One thing I found interesting about the case study presenting in this entry was that the organization, Chattanooga Museums Collaboration achieved things you might expect- cut costs, leveraged their purchasing power, improved productivity and increased unearned income through joint fund raising activities. But the partnership also made them more competitive in the larger business landscape.

“Although the “immediate reaction is that it’s the smaller guys who are getting the benefit,” Kret corrects this misconception stating that through CMC, the Tennessee Aquarium benefits as well by generating revenue from typically nonrevenue places like accounting, increasing retention by offering key employees a higher level of compensation, and offering their employees a much more rewarding and challenging work environment.”

The third entry, Joining Forces in the Back Office – Management Service Organizations, contained a case study of an MSO formed by five social service organizations which now serves 13 groups. While MSOs are separate organizations formed to provide these services, unlike commercial payroll and human resource companies, MSOs are formed for the benefit of specific entities.

The MSO in the case study, MACC CommonWealth, has an auditor appointed by multiple boards. If that sounds like a recipe for disaster, you will want to read the case study which acknowledges that serving the interests of multiple boards and CEOs is potentially fraught with peril. So far, it seems to be working.
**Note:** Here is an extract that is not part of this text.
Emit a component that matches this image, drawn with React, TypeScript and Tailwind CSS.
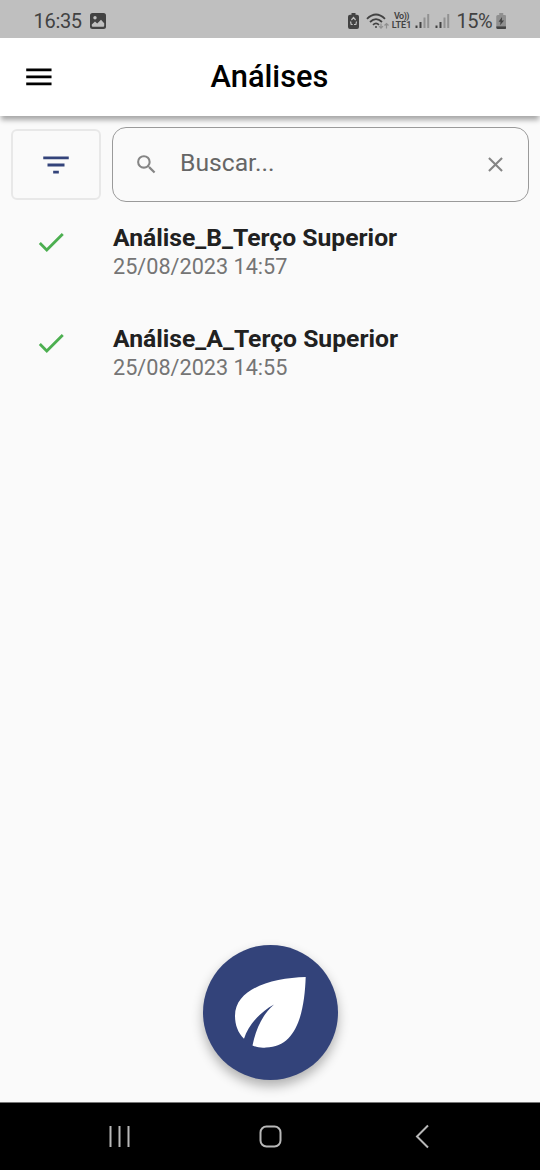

The most recent entry notes there are many successful collaborations among non-profits across the country. The main thrust of the entry are observations of why a cooperative effort funded by the The Lodestar Foundation, was unsuccessful.

The Lodestar Foundation provides grants for collaborative efforts and their website can give you a sense of the scope of the efforts being made in this direction.

Emily Chan who wrote the series on Nonprofit Law Blog cites a number of studies and books on the subject so the entries themselves provide a good starting place for exploring the possibilities offered by one of these avenues.